Mónica Tejedor, Manager en Intelligence Marketing chez ALSTOM, aura enfin apporté la dose de rêve et de futurisme dont la conférence ne pouvait manquer. Elle a décliné une série de véhicules dédiés au transport collectif qui devraient peupler les mégalopoles du futur. Digne des romans de science fiction du siècle dernier, la voiture volante n'en est pas la moins spectaculaire. Plus prosaïque les autobus et autres métros sans chauffeur, 100% connectés, 100% électriques, accés vers l'intermodalité, devraient permettre de proposer très vite des solutions en ligne avec les exigences de la smartcity. Là-encore, le traitement des données est au cœur du développement : concernant la gestion des flux de passagers, la sécurité, mais aussi l'offre personnalisée de prestations par voie digitale, sur le dispositif mobile du voyageur.
Nuria Román Bernet, responsable d'homologation des véhicules spéciaux au sein du ministère de l'Economie, a enfin conclu la conférence en indiquant les lignes de conduite adoptées par l'Etat pour valider les futurs véhicules -et les doutes soulevés, à l'instar du véhicule sans chauffeur.

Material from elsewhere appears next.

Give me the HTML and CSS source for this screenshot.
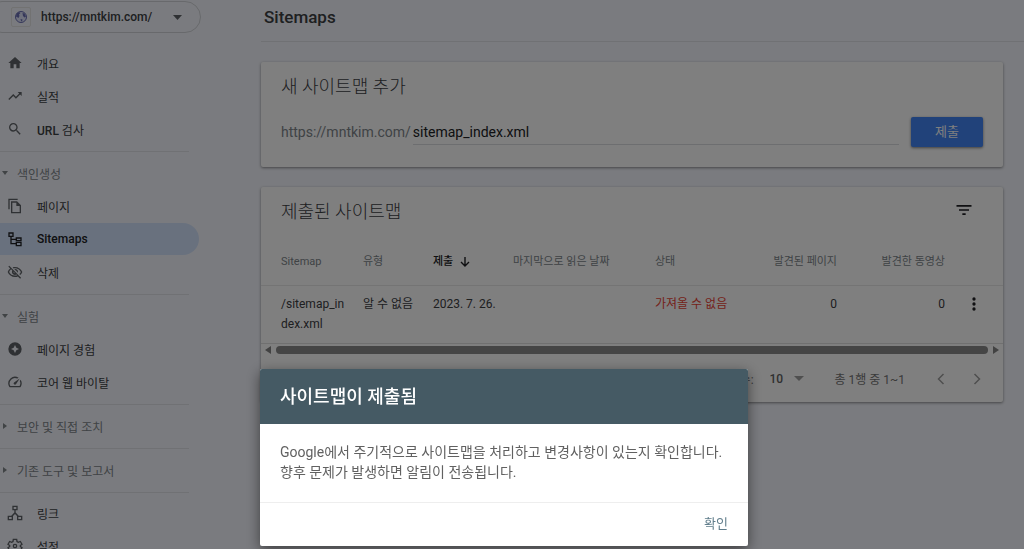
FILE: index.html
```html
<!DOCTYPE html>
<html lang="ko">
<head>
<meta charset="utf-8">
<meta name="viewport" content="width=device-width, initial-scale=1">
<title>Sitemaps</title>
<link rel="stylesheet" href="styles.css">
</head>
<body>
<div class="app">
  <aside class="sidebar">
    <button class="property" type="button">
      <span class="favicon">
        <svg width="14" height="14" viewBox="0 0 14 14"><circle cx="7" cy="7" r="5.500" fill="#dfe3fa" stroke="#6a6fb4"/><path d="M2.500 3.500 5 2l1.500 1L5 4.500 5.500 6 4.500 8 2 6.500ZM8.500 3l2 .5 1.500 3-1.500 1-1.500-1.500ZM6.500 9l2 .5-.5 2-1-.5Z" fill="#6a6fb4"/></svg>
      </span>
      <span class="property-name">https://mntkim.com/</span>
      <svg class="caret" width="9" height="5" viewBox="0 0 9 5"><path d="M0 0h9L4.500 5Z" fill="#5f6368"/></svg>
    </button>
    <nav class="nav">
      <div class="group">
        <a class="item" href="#overview"><svg viewBox="0 0 24 24"><path d="M10 20v-6h4v6h5v-8h3L12 3 2 12h3v8z"/></svg>개요</a>
        <a class="item" href="#performance"><svg viewBox="0 0 24 24"><path d="m16 6 2.290 2.290-4.880 4.880-4-4L2 16.590 3.410 18l6-6 4 4 6.300-6.290L22 12V6z"/></svg>실적</a>
        <a class="item" href="#inspect"><svg viewBox="0 0 24 24"><path d="M15.500 14h-.79l-.28-.27A6.470 6.470 0 0 0 16 9.500 6.500 6.500 0 1 0 9.500 16c1.610 0 3.090-.59 4.230-1.570l.27.28v.79l5 4.990L20.490 19l-4.990-5zm-6 0C7.010 14 5 11.990 5 9.500S7.010 5 9.500 5 14 7.010 14 9.500 11.990 14 9.500 14z"/></svg><span><span class="latin">URL</span> 검사</span></a>
      </div>
      <div class="group">
        <button class="heading" type="button"><svg viewBox="0 0 8 8"><path d="M1 2h6L4 6z"/></svg>색인생성</button>
        <a class="item" href="#pages"><svg viewBox="0 0 24 24"><path d="M16 1H2v16h2V3h12V1zm-1 4H6v18h15V11l-6-6zM8 21V7h6v5h5v9H8z"/></svg>페이지</a>
        <a class="item selected" href="#sitemaps" aria-current="page"><svg viewBox="0 0 24 24"><path d="M2 2h8v7H7v2.500h6V9.500h9v6h-9v-2H7V18h6v-2h9v7h-9v-3H5V9H2zm2 2v3h4V4zm11 7.500v2h5v-2zm0 6.500v3h5v-3z"/></svg><span class="latin">Sitemaps</span></a>
        <a class="item" href="#removals"><svg viewBox="0 0 24 24"><path d="M12 6.500c3.800 0 7.200 2.100 8.800 5.500-.6 1.200-1.400 2.300-2.400 3.100l1.400 1.400A11.800 11.800 0 0 0 23 12C21.300 7.600 17 4.500 12 4.500c-1.300 0-2.500.2-3.600.6l1.600 1.600c.7-.1 1.300-.2 2-.2zm-1.100 1.100L13 9.700c.6.300 1 .7 1.300 1.300l2.100 2.100c.1-.4.1-.7.1-1.100A4.500 4.500 0 0 0 12 7.500c-.4 0-.7 0-1.100.1zM2 3.900l2.700 2.700A11.800 11.800 0 0 0 1 12c1.700 4.400 6 7.500 11 7.500 1.500 0 3-.3 4.300-.8l3.400 3.400 1.400-1.400L3.400 2.500zm7.500 7.500 2.600 2.600H12a2.500 2.500 0 0 1-2.500-2.600zM6.100 8l1.800 1.800A4.500 4.500 0 0 0 12 16.500c.8 0 1.500-.2 2.200-.6l1 1c-1 .3-2.100.5-3.200.5-3.800 0-7.200-2-8.800-5.400A9 9 0 0 1 6.100 8z"/></svg>삭제</a>
      </div>
      <div class="group">
        <button class="heading" type="button"><svg viewBox="0 0 8 8"><path d="M1 2h6L4 6z"/></svg>실험</button>
        <a class="item" href="#page-experience"><svg viewBox="0 0 24 24"><path fill-rule="evenodd" d="M12 2a10 10 0 1 0 0 20 10 10 0 0 0 0-20zm0 4 2 4 4 2-4 2-2 4-2-4-4-2 4-2z"/></svg>페이지 경험</a>
        <a class="item" href="#vitals"><svg viewBox="0 0 24 24"><path d="m20.380 8.570-1.230 1.850a8 8 0 0 1-.22 7.580H5.070A8 8 0 0 1 15.580 6.850l1.850-1.230A10 10 0 0 0 3.350 19a2 2 0 0 0 1.720 1h13.850a2 2 0 0 0 1.740-1 10 10 0 0 0-.27-10.440zM10.590 15.410a2 2 0 0 0 2.830 0l5.660-8.490-8.490 5.660a2 2 0 0 0 0 2.830z"/></svg>코어 웹 바이탈</a>
      </div>
      <div class="group">
        <button class="heading" type="button"><svg viewBox="0 0 8 8"><path d="M2 1v6l4-3z"/></svg>보안 및 직접 조치</button>
      </div>
      <div class="group">
        <button class="heading" type="button"><svg viewBox="0 0 8 8"><path d="M2 1v6l4-3z"/></svg>기존 도구 및 보고서</button>
      </div>
      <div class="group">
        <a class="item" href="#links"><svg viewBox="0 0 24 24"><path d="M8 1h8v7h-3v3.200l4.600 4.800H23v7h-8v-6.500l-3-3.100-3 3.100V23H1v-7h5.400l4.600-4.800V8H8zm2 2v3h4V3zM3 18v3h4v-3zm14 0v3h4v-3z"/></svg>링크</a>
        <a class="item" href="#settings"><svg viewBox="0 0 24 24" class="gear"><path d="m9.500 2-.5 3.200-2 1.200-3-1.200-2.500 4.200L4 11.300v1.400l-2.500 1.900L4 18.800l3-1.200 2 1.200.5 3.200h5l.5-3.200 2-1.200 3 1.200 2.500-4.200-2.500-1.900v-1.400l2.500-1.900L20 5.200l-3 1.200-2-1.200-.5-3.200z"/><circle cx="12" cy="12" r="2.500"/></svg>설정</a>
      </div>
    </nav>
  </aside>

  <main class="main">
    <h1 class="page-title">Sitemaps</h1>
    <div class="content">
      <section class="card">
        <h2 class="card-title">새 사이트맵 추가</h2>
        <form class="add-form">
          <label class="prefix" for="sitemap-url">https://mntkim.com/</label>
          <input class="url-input" id="sitemap-url" type="text" value="sitemap_index.xml">
          <button class="submit" type="button">제출</button>
        </form>
      </section>

      <section class="card">
        <div class="card-head">
          <h2 class="card-title">제출된 사이트맵</h2>
          <button class="icon-button" type="button" aria-label="필터"><svg width="20" height="20" viewBox="0 0 24 24"><path d="M10 18h4v-2h-4v2zM3 6v2h18V6H3zm3 7h12v-2H6v2z"/></svg></button>
        </div>
        <table class="table">
          <colgroup><col class="c-path"><col class="c-type"><col class="c-date"><col class="c-read"><col class="c-state"><col class="c-pages"><col class="c-videos"><col class="c-menu"></colgroup>
          <thead>
            <tr><th>Sitemap</th><th>유형</th><th class="sorted"><span class="sort">제출<svg width="10" height="10" viewBox="0 0 10 10"><path d="M5 0v9M1 5l4 4 4-4"/></svg></span></th><th>마지막으로 읽은 날짜</th><th>상태</th><th class="num">발견된 페이지</th><th class="num">발견한 동영상</th><th></th></tr>
          </thead>
          <tbody>
            <tr><td class="path">/sitemap_index.xml</td><td>알 수 없음</td><td>2023. 7. 26.</td><td></td><td class="error">가져올 수 없음</td><td class="num">0</td><td class="num">0</td><td class="menu"><button class="icon-button" type="button" aria-label="더보기"><svg width="20" height="20" viewBox="0 0 24 24"><circle cx="12" cy="6" r="2"/><circle cx="12" cy="12" r="2"/><circle cx="12" cy="18" r="2"/></svg></button></td></tr>
          </tbody>
        </table>
        <div class="scrollbar">
          <svg width="6" height="8" viewBox="0 0 6 8"><path d="M6 0v8L0 4z"/></svg>
          <span class="thumb"></span>
          <svg width="6" height="8" viewBox="0 0 6 8"><path d="M0 0v8l6-4z"/></svg>
        </div>
        <div class="pager">
          <label for="rows">페이지당 행 수:</label>
          <span class="rows">
            <select id="rows"><option>10</option></select>
            <svg width="10" height="5" viewBox="0 0 10 5"><path d="M0 0h10L5 5z"/></svg>
          </span>
          <span class="range">총 1행 중 1~1</span>
          <button class="step" type="button" aria-label="이전"><svg width="8" height="12" viewBox="0 0 8 12"><path d="M6.500 1 1.500 6l5 5"/></svg></button>
          <button class="step" type="button" aria-label="다음"><svg width="8" height="12" viewBox="0 0 8 12"><path d="m1.500 1 5 5-5 5"/></svg></button>
        </div>
      </section>
    </div>
  </main>
</div>

<div class="scrim">
  <div class="dialog" role="dialog" aria-modal="true" aria-labelledby="dialog-title">
    <h2 class="dialog-title" id="dialog-title">사이트맵이 제출됨</h2>
    <p class="dialog-text">Google에서 주기적으로 사이트맵을 처리하고 변경사항이 있는지 확인합니다. 향후 문제가 발생하면 알림이 전송됩니다.</p>
    <div class="dialog-actions"><button class="confirm" type="button">확인</button></div>
  </div>
</div>
</body>
</html>
```

FILE: styles.css
```css
* { box-sizing: border-box; }

body {
  margin: 0;
  height: 100vh;
  overflow: hidden;
  background: #f5f7fe;
  color: #3c4043;
  font-family: Roboto, "Noto Sans CJK KR", sans-serif;
  font-size: 12px;
}

button, input, select {
  margin: 0;
  padding: 0;
  border: 0;
  background: none;
  color: inherit;
  font: inherit;
}

h1, h2, p { margin: 0; }
svg { display: block; flex: none; }

.app {
  display: flex;
  height: 100vh;
  overflow: hidden;
}

/* Sidebar */
.sidebar {
  flex: none;
  width: 201px;
  padding-top: 1px;
}

.property {
  display: flex;
  align-items: center;
  width: 215px;
  height: 32px;
  margin-left: -14px;
  padding: 0 18px 0 24px;
  border: 1px solid #d0d3d8;
  border-radius: 16px;
  font-weight: 500;
}

.favicon {
  display: flex;
  align-items: center;
  justify-content: center;
  width: 20px;
  height: 20px;
  border: 1px solid #e4e4e4;
  border-radius: 2px;
}

.property-name { margin-left: 10px; }
.caret { margin-left: auto; }

.nav { padding-top: 14px; }

.group { display: flex; flex-direction: column; }

.group + .group::before {
  content: "";
  width: 189px;
  height: 1px;
  margin: 5px 0 4px;
  background: #e1e3e8;
}

.item, .heading {
  display: flex;
  align-items: center;
  width: 199px;
  height: 32px;
  margin-bottom: 1px;
}

.item {
  gap: 14px;
  padding-left: 7px;
  border-radius: 0 16px 16px 0;
  color: #3c4043;
  text-decoration: none;
}

.item svg { width: 16px; height: 16px; fill: #5f6368; }
.item .gear { fill: none; stroke: #5f6368; stroke-width: 2; }
.item.selected { background: #d3e3fd; color: #202124; }
.selected svg { fill: #202124; }
.latin { font-weight: 500; }

.heading {
  height: 34px;
  margin-bottom: 0;
  gap: 8px;
  padding-left: 1px;
  color: #80868b;
}

.heading svg { width: 8px; height: 8px; fill: #80868b; }

/* Main column */
.main {
  flex: 1;
  min-width: 0;
  margin-left: 60px;
}

.page-title {
  height: 42px;
  padding: 4px 3px 0;
  border-bottom: 1px solid #e1e3e8;
  font-size: 17px;
  font-weight: 500;
  line-height: 26px;
}

.content {
  display: flex;
  flex-direction: column;
  gap: 20px;
  padding: 20px 21px 0 0;
}

.card {
  border-radius: 2px;
  background: #fff;
  box-shadow: 0 1px 3px rgba(0, 0, 0, .45);
}

.card-title {
  padding: 12px 20px 0;
  font-size: 18px;
  font-weight: 300;
  line-height: 26px;
}

.add-form {
  display: flex;
  align-items: center;
  padding: 17px 20px 20px;
  font-size: 14px;
}

.prefix { color: #80868b; }

.url-input {
  flex: 1;
  min-width: 0;
  height: 26px;
  margin: 0 12px 0 2px;
  border-bottom: 1px solid #dadce0;
  color: #202124;
}

.submit {
  width: 72px;
  height: 30px;
  padding-bottom: 3px;
  border-radius: 2px;
  background: #4285f4;
  box-shadow: 0 1px 3px rgba(0, 0, 0, .5);
  color: #fff;
  font-size: 13px;
}

.card-head {
  display: flex;
  align-items: flex-start;
  justify-content: space-between;
  padding-right: 29px;
}

.card-head .icon-button { margin-top: 13px; }
.icon-button svg { fill: #202124; }

.table {
  width: 100%;
  border-collapse: collapse;
  table-layout: fixed;
  line-height: 20px;
}

.c-path { width: 92px; }
.c-type { width: 70px; }
.c-date { width: 80px; }
.c-read { width: 142px; }
.c-state { width: 110px; }
.c-pages { width: 92px; }
.c-videos { width: 108px; }
.c-menu { width: 48px; }

.table th {
  height: 60px;
  padding: 14px 10px 0;
  color: #80868b;
  font-size: 11px;
  font-weight: 400;
  text-align: left;
  white-space: nowrap;
}

.table td {
  height: 58px;
  padding: 8px 10px 0;
  border-top: 1px solid #e8e8e8;
  border-bottom: 1px solid #e0e0e0;
  vertical-align: top;
  white-space: nowrap;
}

.table th:first-child, .table td:first-child { padding-left: 20px; }
.table .path { padding-right: 4px; white-space: normal; word-break: break-all; }
.table .num { padding-left: 0; text-align: right; }
.table .error { color: #ea4335; }
.table .menu { padding: 8px 0 0 9px; }
.table .sorted { color: #202124; font-weight: 500; }

.sort { display: flex; align-items: center; gap: 7px; }
.sort svg { fill: none; stroke: #202124; stroke-width: 1.4; }

.scrollbar {
  display: flex;
  align-items: center;
  gap: 5px;
  height: 12px;
  padding: 0 4px;
}

.scrollbar svg { fill: #858585; }
.thumb { flex: 1; height: 8px; border-radius: 4px; background: #8b8b8b; }

.pager {
  display: flex;
  align-items: center;
  justify-content: flex-end;
  height: 46px;
  padding-right: 22px;
  color: #757575;
}

.rows { display: flex; align-items: center; margin: 0 31px 0 16px; }
.rows select { width: 24px; appearance: none; color: #616161; font-weight: 500; }
.rows svg { fill: #9e9e9e; }
.range { margin-right: 32px; }
.step + .step { margin-left: 28px; }
.step svg { fill: none; stroke: #9e9e9e; stroke-width: 1.5; }

/* Confirmation dialog */
.scrim {
  position: fixed;
  inset: 0;
  display: flex;
  align-items: flex-end;
  padding: 0 20px 3px 260px;
  background: rgba(0, 0, 0, .5);
}

.dialog {
  width: 488px;
  border-radius: 2px;
  overflow: hidden;
  background: #fff;
  box-shadow: 0 4px 14px rgba(0, 0, 0, .5);
}

.dialog-title {
  padding: 15px 20px 14px;
  background: #455a64;
  color: #fff;
  font-size: 18px;
  font-weight: 500;
  line-height: 26px;
}

.dialog-text {
  padding: 18px 20px 20px;
  color: #616161;
  font-size: 14px;
  line-height: 20px;
}

.dialog-actions {
  display: flex;
  justify-content: flex-end;
  padding: 10px 20px 11px;
  border-top: 1px solid #eee;
}

.confirm {
  color: #607d8b;
  font-size: 13px;
  line-height: 22px;
}
```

Maria Luisa de Contes, Présidente de Mujeres Avenir, a tenu à remercier le soutien de l'Ambassade de France en Espagne et l'implication des instances gouvernementales espagnoles. "Mujers Avenir doit son succès à l'implication et à l'appui de ses membres, je vous en remercie", a-t-elle déclaré. "Concrètement, plus de 60 entreprises corporate, plus de 200 adhérents individuels et 7 associations partenaires, contribuent à notre action, dont l'objectif est de mettre en lumière l'excellence des parcours féminins et atteindre à l'égalité hommes-femmes".